On rencontre d’abord Mae Martin, né.e dans une famille privilégiée du Canada, mais ayant vécu.e une adolescence difficile, liée à la consommation et à l’itinérance. Iel travaille désormais comme stand-up comique au Royaume-Uni, où iel rencontre George et tombe en amour. Ce début de relation entraîne son lot d’anxiété, d’insécurités et de questionnements, qui se surajoutent tant bien que mal au travail émotionnel lié à ses rencontres hebdomadaires avec son groupe de soutien. Plus la série progresse, plus l’identité de genre devient un arc narratif important. En effet, Mae se sent confronté.e par le désir, surtout hétérosexuel, de sa nouvelle partenaire, et par les attentes genrées qu’iel projete sur son propre corps : « I am so tired, all the time, from trying to be [...] what I imagine her dream version of her high school boyfriend is » (E5, 16:00). Feel Good explore avec habileté et nuances l’impact des relations et de l’orientation sexuelle sur la perception et la performance de son genre.

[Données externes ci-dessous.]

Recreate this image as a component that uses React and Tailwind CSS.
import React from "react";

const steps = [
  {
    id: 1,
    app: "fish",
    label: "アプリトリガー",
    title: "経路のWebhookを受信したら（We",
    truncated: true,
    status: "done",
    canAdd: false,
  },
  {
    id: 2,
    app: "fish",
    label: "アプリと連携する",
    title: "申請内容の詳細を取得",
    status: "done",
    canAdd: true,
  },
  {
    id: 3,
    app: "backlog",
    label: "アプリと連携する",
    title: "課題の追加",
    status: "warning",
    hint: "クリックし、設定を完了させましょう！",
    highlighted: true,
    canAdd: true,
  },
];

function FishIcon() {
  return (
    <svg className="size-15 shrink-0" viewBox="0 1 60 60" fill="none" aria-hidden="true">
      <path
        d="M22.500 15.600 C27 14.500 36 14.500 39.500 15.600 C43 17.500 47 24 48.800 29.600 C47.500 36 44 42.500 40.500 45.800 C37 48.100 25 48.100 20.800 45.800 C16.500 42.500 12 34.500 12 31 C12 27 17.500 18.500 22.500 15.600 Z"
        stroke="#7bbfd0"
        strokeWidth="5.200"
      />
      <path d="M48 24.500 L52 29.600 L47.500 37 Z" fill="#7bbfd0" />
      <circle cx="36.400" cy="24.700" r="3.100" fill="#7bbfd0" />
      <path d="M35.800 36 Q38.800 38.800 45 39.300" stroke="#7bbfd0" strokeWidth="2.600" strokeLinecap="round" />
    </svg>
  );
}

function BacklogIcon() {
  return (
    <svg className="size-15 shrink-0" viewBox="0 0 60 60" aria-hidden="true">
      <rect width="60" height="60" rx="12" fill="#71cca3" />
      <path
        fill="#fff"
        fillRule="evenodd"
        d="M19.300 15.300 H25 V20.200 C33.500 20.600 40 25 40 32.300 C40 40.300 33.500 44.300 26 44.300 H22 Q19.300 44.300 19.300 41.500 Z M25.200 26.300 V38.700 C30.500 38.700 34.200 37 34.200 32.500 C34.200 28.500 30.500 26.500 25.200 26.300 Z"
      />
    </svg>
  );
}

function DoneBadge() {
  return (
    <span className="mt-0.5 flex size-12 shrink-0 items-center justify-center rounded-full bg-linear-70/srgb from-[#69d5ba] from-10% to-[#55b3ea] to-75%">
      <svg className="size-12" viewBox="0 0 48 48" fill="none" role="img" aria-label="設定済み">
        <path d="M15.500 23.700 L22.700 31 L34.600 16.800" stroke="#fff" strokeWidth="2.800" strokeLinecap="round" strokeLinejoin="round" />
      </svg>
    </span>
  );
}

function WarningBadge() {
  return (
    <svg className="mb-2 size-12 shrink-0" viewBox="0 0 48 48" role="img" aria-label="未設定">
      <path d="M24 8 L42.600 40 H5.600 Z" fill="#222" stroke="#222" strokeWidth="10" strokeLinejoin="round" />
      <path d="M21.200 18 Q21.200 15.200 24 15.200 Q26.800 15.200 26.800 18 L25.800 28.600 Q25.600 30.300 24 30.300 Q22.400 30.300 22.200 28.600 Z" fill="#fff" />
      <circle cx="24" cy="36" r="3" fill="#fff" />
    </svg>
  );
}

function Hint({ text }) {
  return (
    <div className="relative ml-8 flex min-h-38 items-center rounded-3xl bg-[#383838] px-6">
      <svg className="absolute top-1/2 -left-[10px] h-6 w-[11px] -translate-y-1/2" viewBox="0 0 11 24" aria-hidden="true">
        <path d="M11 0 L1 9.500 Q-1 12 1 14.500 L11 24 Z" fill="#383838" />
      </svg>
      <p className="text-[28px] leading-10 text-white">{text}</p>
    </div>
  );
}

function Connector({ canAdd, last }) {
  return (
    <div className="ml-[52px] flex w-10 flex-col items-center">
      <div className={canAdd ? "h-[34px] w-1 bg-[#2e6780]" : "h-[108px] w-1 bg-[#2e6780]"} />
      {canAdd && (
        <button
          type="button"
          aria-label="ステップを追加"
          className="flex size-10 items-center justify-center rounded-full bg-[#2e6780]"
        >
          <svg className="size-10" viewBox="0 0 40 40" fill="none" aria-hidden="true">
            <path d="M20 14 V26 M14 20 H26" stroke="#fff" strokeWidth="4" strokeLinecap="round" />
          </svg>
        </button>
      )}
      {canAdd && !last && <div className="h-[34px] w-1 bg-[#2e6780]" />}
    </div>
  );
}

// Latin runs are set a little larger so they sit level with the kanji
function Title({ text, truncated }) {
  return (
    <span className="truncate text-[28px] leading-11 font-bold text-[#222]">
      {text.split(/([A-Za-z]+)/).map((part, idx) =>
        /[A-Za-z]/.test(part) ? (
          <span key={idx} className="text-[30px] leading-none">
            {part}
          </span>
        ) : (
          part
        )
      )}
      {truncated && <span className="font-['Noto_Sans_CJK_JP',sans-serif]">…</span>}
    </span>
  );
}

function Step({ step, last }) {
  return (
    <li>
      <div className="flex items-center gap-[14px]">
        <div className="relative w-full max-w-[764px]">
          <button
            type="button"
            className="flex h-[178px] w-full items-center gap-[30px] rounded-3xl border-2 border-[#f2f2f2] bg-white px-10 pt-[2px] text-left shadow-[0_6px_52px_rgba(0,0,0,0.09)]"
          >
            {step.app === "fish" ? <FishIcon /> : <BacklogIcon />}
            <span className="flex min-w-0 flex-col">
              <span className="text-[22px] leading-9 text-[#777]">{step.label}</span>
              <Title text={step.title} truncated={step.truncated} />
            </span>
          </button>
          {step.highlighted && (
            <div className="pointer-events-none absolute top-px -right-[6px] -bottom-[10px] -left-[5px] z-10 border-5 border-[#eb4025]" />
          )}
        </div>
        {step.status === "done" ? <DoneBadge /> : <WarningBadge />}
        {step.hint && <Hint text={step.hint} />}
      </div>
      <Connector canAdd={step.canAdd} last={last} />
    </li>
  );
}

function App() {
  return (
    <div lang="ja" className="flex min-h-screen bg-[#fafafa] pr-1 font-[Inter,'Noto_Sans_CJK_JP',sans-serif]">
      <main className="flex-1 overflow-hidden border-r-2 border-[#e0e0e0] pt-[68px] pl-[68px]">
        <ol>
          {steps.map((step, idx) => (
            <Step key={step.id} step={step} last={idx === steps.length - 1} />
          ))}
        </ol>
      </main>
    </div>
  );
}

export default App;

De son côté, George, professeure au secondaire, expérimente pour la première fois son homosexualité, ce qui soulève de nombreuses peurs et incertitudes vis-à-vis son coming-out et sa découverte des luttes LGBTQIA2S+. À ce sujet, une scène m’a particulièrement marqué. Après être intervenue dans sa classe pour réprimander une insulte homophobe, George rencontre sa directrice pour l’informer abruptement qu’à partir de maintenant, elle enseignera les enjeux LGBTQ+ dans sa classe. Or, la directrice lui rétorque que cela – la santé sexuelle et les droits humains – fait déjà partie de sa charge d’enseignement et que ce serait problématique si elle n’avait pas déjà abordé ces matières en classe. Le subtil renversement met de l’avant un angle-mort dans l’enseignement de George, ainsi que la manière dont sa relation avec Mae conduit à une prise de conscience radicale et intime des enjeux queers.

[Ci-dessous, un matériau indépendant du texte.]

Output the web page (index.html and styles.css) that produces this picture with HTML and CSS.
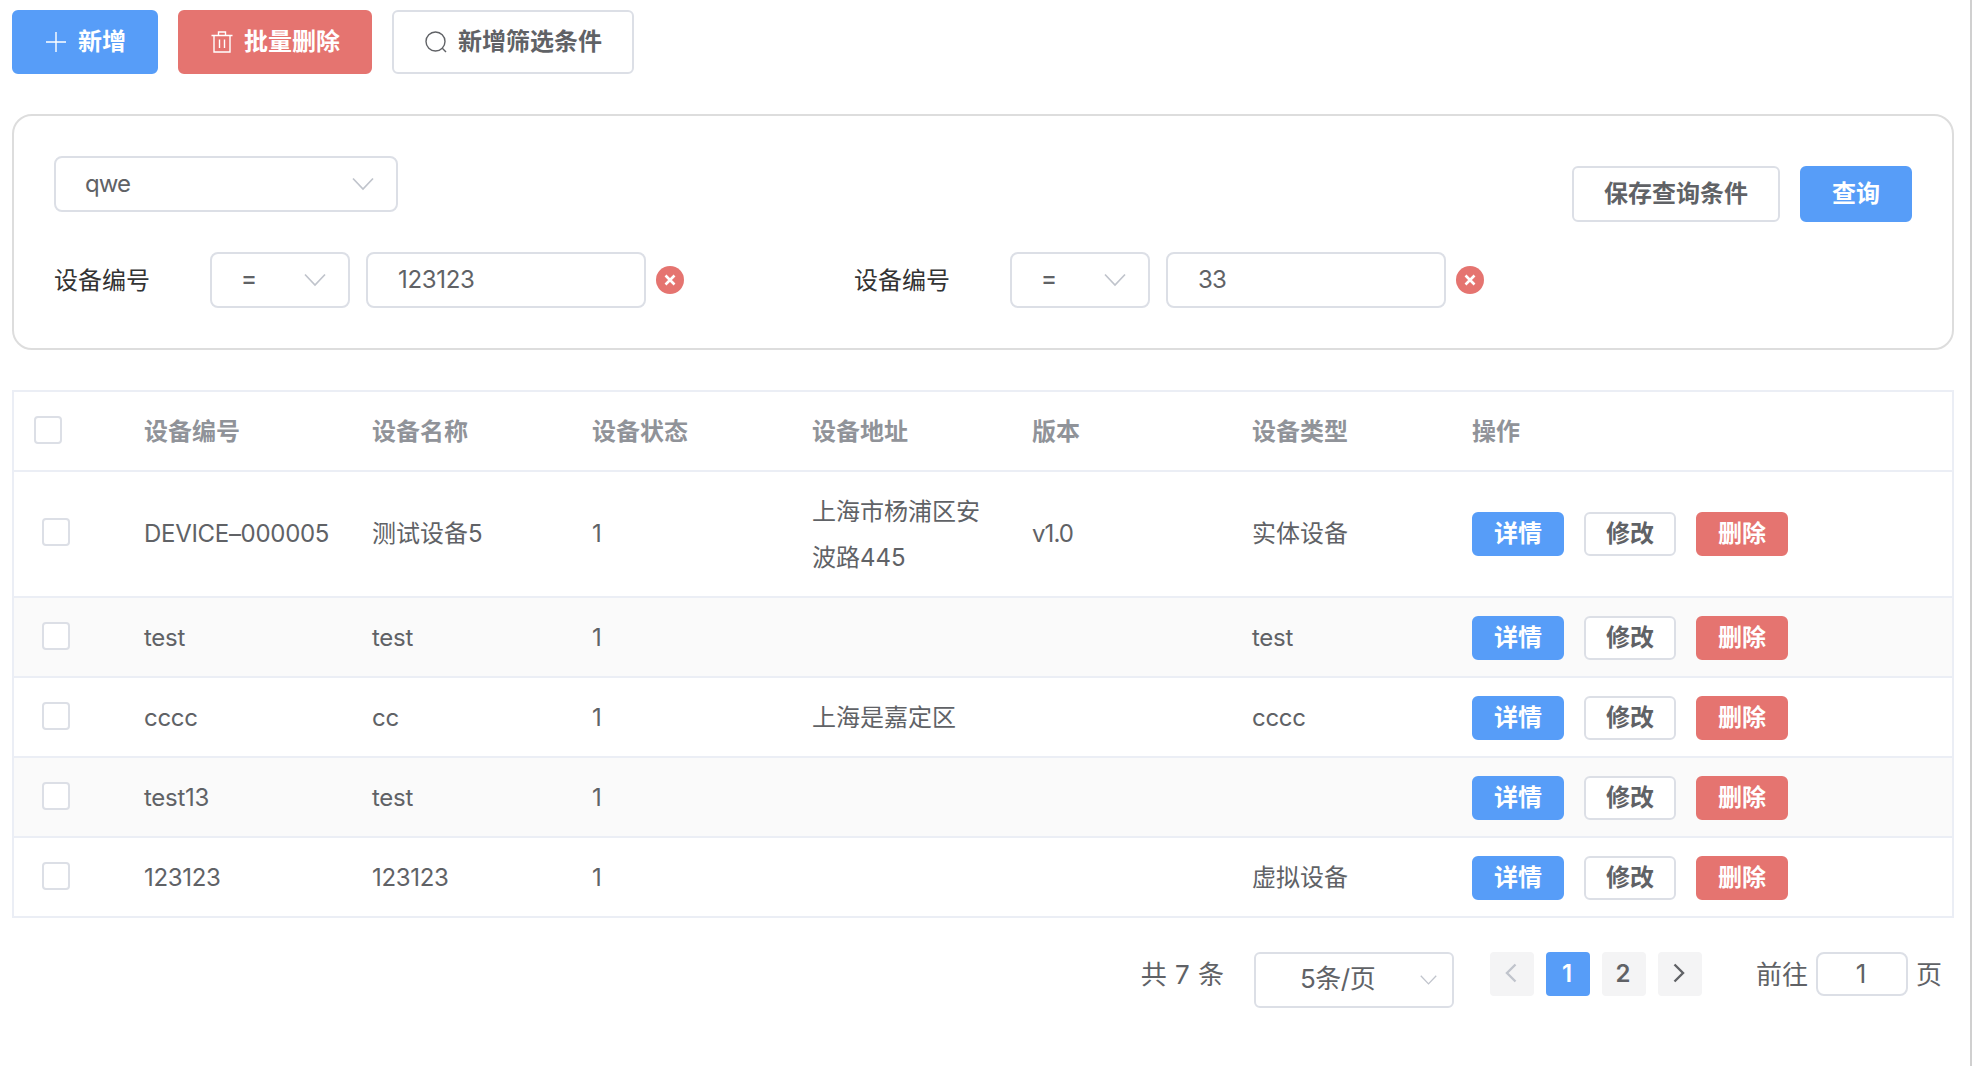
FILE: index.html
```html
<!DOCTYPE html>
<html lang="zh-CN">
<head>
  <meta charset="UTF-8">
  <title>设备管理</title>
  <link rel="stylesheet" href="styles.css">
</head>
<body>

  <div class="toolbar">
    <button class="btn btn-primary">
      <svg class="icon" viewBox="0 0 24 24"><path d="M12 2v20M2 12h20"/></svg>
      <span>新增</span>
    </button>
    <button class="btn btn-danger">
      <svg class="icon" viewBox="0 0 24 24"><path d="M1.500 5.500h21M8.500 5.500V2h7v3.500M4 5.500v16.500h16V5.500M9.500 9.500v8.500M14.500 9.500v8.500"/></svg>
      <span>批量删除</span>
    </button>
    <button class="btn">
      <svg class="icon" viewBox="0 0 24 24"><circle cx="11.500" cy="11.500" r="9.500"/><path d="M18.300 18.300l3.700 3.700"/></svg>
      <span>新增筛选条件</span>
    </button>
  </div>

  <div class="filter">
    <div class="filter-top">
      <div class="select select-scheme">
        <span class="en tight">qwe</span>
        <svg class="arrow" viewBox="0 0 22 14"><path d="M1 1.500l10 10.500 10-10.500"/></svg>
      </div>
      <div class="filter-actions">
        <button class="btn btn-medium">保存查询条件</button>
        <button class="btn btn-medium btn-primary">查询</button>
      </div>
    </div>
    <div class="filter-list">
      <div class="filter-item">
        <label>设备编号</label>
        <div class="select select-op">
          <span>=</span>
          <svg class="arrow" viewBox="0 0 22 14"><path d="M1 1.500l10 10.500 10-10.500"/></svg>
        </div>
        <input class="input en" type="text" value="123123">
        <svg class="remove" viewBox="0 0 28 28"><circle cx="14" cy="14" r="14"/><path d="M9.500 9.500l9 9M18.500 9.500l-9 9"/></svg>
      </div>
      <div class="filter-item">
        <label>设备编号</label>
        <div class="select select-op">
          <span>=</span>
          <svg class="arrow" viewBox="0 0 22 14"><path d="M1 1.500l10 10.500 10-10.500"/></svg>
        </div>
        <input class="input en tight" type="text" value="33">
        <svg class="remove" viewBox="0 0 28 28"><circle cx="14" cy="14" r="14"/><path d="M9.500 9.500l9 9M18.500 9.500l-9 9"/></svg>
      </div>
    </div>
  </div>

  <div class="table">
    <div class="row head">
      <div class="cell check"><span class="checkbox"></span></div>
      <div class="cell">设备编号</div>
      <div class="cell">设备名称</div>
      <div class="cell">设备状态</div>
      <div class="cell">设备地址</div>
      <div class="cell">版本</div>
      <div class="cell">设备类型</div>
      <div class="cell">操作</div>
    </div>
    <div class="row tall">
      <div class="cell check"><span class="checkbox"></span></div>
      <div class="cell en">DEVICE–000005</div>
      <div class="cell">测试设备5</div>
      <div class="cell">1</div>
      <div class="cell address">上海市杨浦区安波路445</div>
      <div class="cell en tight">v1.0</div>
      <div class="cell">实体设备</div>
      <div class="cell ops">
        <button class="btn btn-small btn-primary">详情</button>
        <button class="btn btn-small">修改</button>
        <button class="btn btn-small btn-danger">删除</button>
      </div>
    </div>
    <div class="row striped">
      <div class="cell check"><span class="checkbox"></span></div>
      <div class="cell en">test</div>
      <div class="cell en">test</div>
      <div class="cell">1</div>
      <div class="cell"></div>
      <div class="cell"></div>
      <div class="cell en">test</div>
      <div class="cell ops">
        <button class="btn btn-small btn-primary">详情</button>
        <button class="btn btn-small">修改</button>
        <button class="btn btn-small btn-danger">删除</button>
      </div>
    </div>
    <div class="row">
      <div class="cell check"><span class="checkbox"></span></div>
      <div class="cell en">cccc</div>
      <div class="cell en">cc</div>
      <div class="cell">1</div>
      <div class="cell">上海是嘉定区</div>
      <div class="cell"></div>
      <div class="cell en">cccc</div>
      <div class="cell ops">
        <button class="btn btn-small btn-primary">详情</button>
        <button class="btn btn-small">修改</button>
        <button class="btn btn-small btn-danger">删除</button>
      </div>
    </div>
    <div class="row striped">
      <div class="cell check"><span class="checkbox"></span></div>
      <div class="cell en">test13</div>
      <div class="cell en">test</div>
      <div class="cell">1</div>
      <div class="cell"></div>
      <div class="cell"></div>
      <div class="cell"></div>
      <div class="cell ops">
        <button class="btn btn-small btn-primary">详情</button>
        <button class="btn btn-small">修改</button>
        <button class="btn btn-small btn-danger">删除</button>
      </div>
    </div>
    <div class="row">
      <div class="cell check"><span class="checkbox"></span></div>
      <div class="cell en">123123</div>
      <div class="cell en">123123</div>
      <div class="cell">1</div>
      <div class="cell"></div>
      <div class="cell"></div>
      <div class="cell">虚拟设备</div>
      <div class="cell ops">
        <button class="btn btn-small btn-primary">详情</button>
        <button class="btn btn-small">修改</button>
        <button class="btn btn-small btn-danger">删除</button>
      </div>
    </div>
  </div>

  <div class="pagination">
    <span class="total">共 7 条</span>
    <div class="select select-size">
      <span>5条/页</span>
      <svg class="arrow" viewBox="0 0 22 14"><path d="M1 1.500l10 10.500 10-10.500"/></svg>
    </div>
    <div class="pager">
      <button class="page disabled"><svg viewBox="0 0 12 20"><path d="M10.500 1.500L2 10l8.500 8.500"/></svg></button>
      <button class="page active">1</button>
      <button class="page">2</button>
      <button class="page"><svg viewBox="0 0 12 20"><path d="M1.500 1.500L10 10l-8.500 8.500"/></svg></button>
    </div>
    <div class="jump">
      <span>前往</span>
      <input class="jump-input" type="text" value="1">
      <span>页</span>
    </div>
  </div>

</body>
</html>
```

FILE: styles.css
```css
* {
  box-sizing: border-box;
}

body {
  margin: 0;
  height: 1066px;
  padding: 10px 16px 0 12px;
  border-right: 2px solid #d0d0d0;
  background-color: #fff;
  font-family: Inter, "Noto Sans CJK SC", sans-serif;
  font-size: 24px;
  color: #606266;
  overflow: hidden;
}

button, input {
  font-family: inherit;
  color: inherit;
  margin: 0;
}

.en {
  letter-spacing: -0.3px;
}

.en.tight {
  letter-spacing: -0.9px;
}

.toolbar {
  display: flex;
  gap: 20px;
}

.btn {
  display: flex;
  align-items: center;
  justify-content: center;
  height: 64px;
  padding: 0 30px;
  border: 2px solid #dcdfe6;
  border-radius: 6px;
  background-color: #fff;
  font-size: 24px;
  font-weight: 600;
  line-height: 24px;
  white-space: nowrap;
}

.btn-primary {
  background-color: #579df8;
  border-color: #579df8;
  color: #fff;
}

.btn-danger {
  background-color: #e57470;
  border-color: #e57470;
  color: #fff;
}

.btn-medium {
  height: 56px;
}

.btn-small {
  width: 92px;
  height: 44px;
  padding: 0;
}

.icon {
  width: 24px;
  height: 24px;
  margin-right: 10px;
  fill: none;
  stroke: currentColor;
  stroke-width: 1.4;
}

.filter {
  height: 236px;
  margin-top: 40px;
  padding: 40px 40px 0;
  border: 2px solid #ddd;
  border-radius: 20px;
}

.filter-top {
  display: flex;
  justify-content: space-between;
  height: 96px;
}

.filter-actions {
  display: flex;
  gap: 20px;
  padding-top: 10px;
}

.select {
  display: flex;
  align-items: center;
  justify-content: space-between;
  height: 56px;
  padding: 0 22px 0 29px;
  border: 2px solid #dcdfe6;
  border-radius: 8px;
}

.select span {
  padding-bottom: 2px;
}

.arrow {
  width: 22px;
  height: 14px;
  fill: none;
  stroke: #c0c4cc;
  stroke-width: 1.7;
}

.select-scheme {
  width: 344px;
}

.select-op {
  width: 140px;
  margin-right: 16px;
}

.select-op span {
  padding-bottom: 4px;
  font-weight: 500;
}

.filter-list {
  display: flex;
}

.filter-item {
  display: flex;
  align-items: center;
  width: 800px;
}

.filter-item label {
  width: 156px;
  padding-bottom: 4px;
  color: #333;
}

.input {
  width: 280px;
  height: 56px;
  padding: 0 30px 1px;
  border: 2px solid #dcdfe6;
  border-radius: 8px;
  font-size: 24px;
}

.remove {
  width: 28px;
  height: 28px;
  margin-left: 10px;
  fill: #e57470;
  stroke: #fff;
  stroke-width: 2.6;
}

.remove circle {
  stroke: none;
}

.table {
  margin-top: 40px;
  border: 2px solid #ebeef5;
  border-bottom: none;
}

.row {
  display: grid;
  grid-template-columns: 110px 228px repeat(5, 220px) 500px;
  align-items: center;
  min-height: 80px;
  border-bottom: 2px solid #ebeef5;
}

.striped {
  background-color: #fafafa;
}

.head {
  color: #909399;
  font-weight: 600;
}

.cell {
  padding: 17px 20px 15px;
  line-height: 46px;
}

.tall .cell {
  padding-top: 16px;
  padding-bottom: 16px;
}

.tall .address {
  padding-top: 17px;
  padding-bottom: 15px;
}

.cell.check {
  display: flex;
  padding: 0 0 2px 28px;
}

.tall .check {
  padding-bottom: 4px;
}

.head .check {
  padding-left: 20px;
}

.checkbox {
  width: 28px;
  height: 28px;
  border: 2px solid #dcdfe6;
  border-radius: 4px;
  background-color: #fff;
}

.ops {
  display: flex;
  gap: 20px;
}

.pagination {
  display: flex;
  justify-content: flex-end;
  align-items: flex-start;
  margin-top: 34px;
  padding-right: 12px;
  font-size: 26px;
  line-height: 44px;
}

.total {
  padding-top: 1px;
  margin-right: 30px;
  word-spacing: 1px;
}

.select-size {
  width: 200px;
  padding: 0 15px 0 44px;
  border-radius: 6px;
}

.select-size span {
  letter-spacing: -0.5px;
}

.select-size .arrow {
  width: 17px;
  height: 12px;
}

.pager {
  display: flex;
  gap: 12px;
  margin: 0 54px 0 36px;
}

.page {
  display: flex;
  align-items: center;
  justify-content: center;
  width: 44px;
  height: 44px;
  padding: 0 2px 2px 0;
  border: none;
  border-radius: 4px;
  background-color: #f4f4f5;
  font-size: 24px;
  font-weight: 600;
}

.page svg {
  width: 12px;
  height: 20px;
  fill: none;
  stroke: currentColor;
  stroke-width: 2.4;
}

.page.disabled {
  color: #c0c4cc;
}

.page.active {
  background-color: #579df8;
  color: #fff;
}

.jump {
  display: flex;
}

.jump span {
  padding-top: 1px;
}

.jump-input {
  width: 92px;
  height: 44px;
  margin: 0 8px;
  padding: 0 8px 2px 6px;
  border: 2px solid #dcdfe6;
  border-radius: 8px;
  font-size: 26px;
  text-align: center;
}
```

Sur le plan esthétique, Feel Good se caractérise par un humour et des dialogues parfois absurdes et cringes. La série met en scène une panoplie de personnages aux traits grossis. On y rencontre une amie inexpressive et robotique, une mère très crue, fuyant les émotions, de même qu’une mythomane et un humoriste à la masculinité toxique. Si l’on ajoute à cela les plans très rapides, l’instabilité de la caméra, ainsi que les ruptures de scènes abruptes, on obtient un rythme étourdissant et impulsif qui semble bien représenter l’univers intérieur –  anxieux et bouillant – du personnage principal.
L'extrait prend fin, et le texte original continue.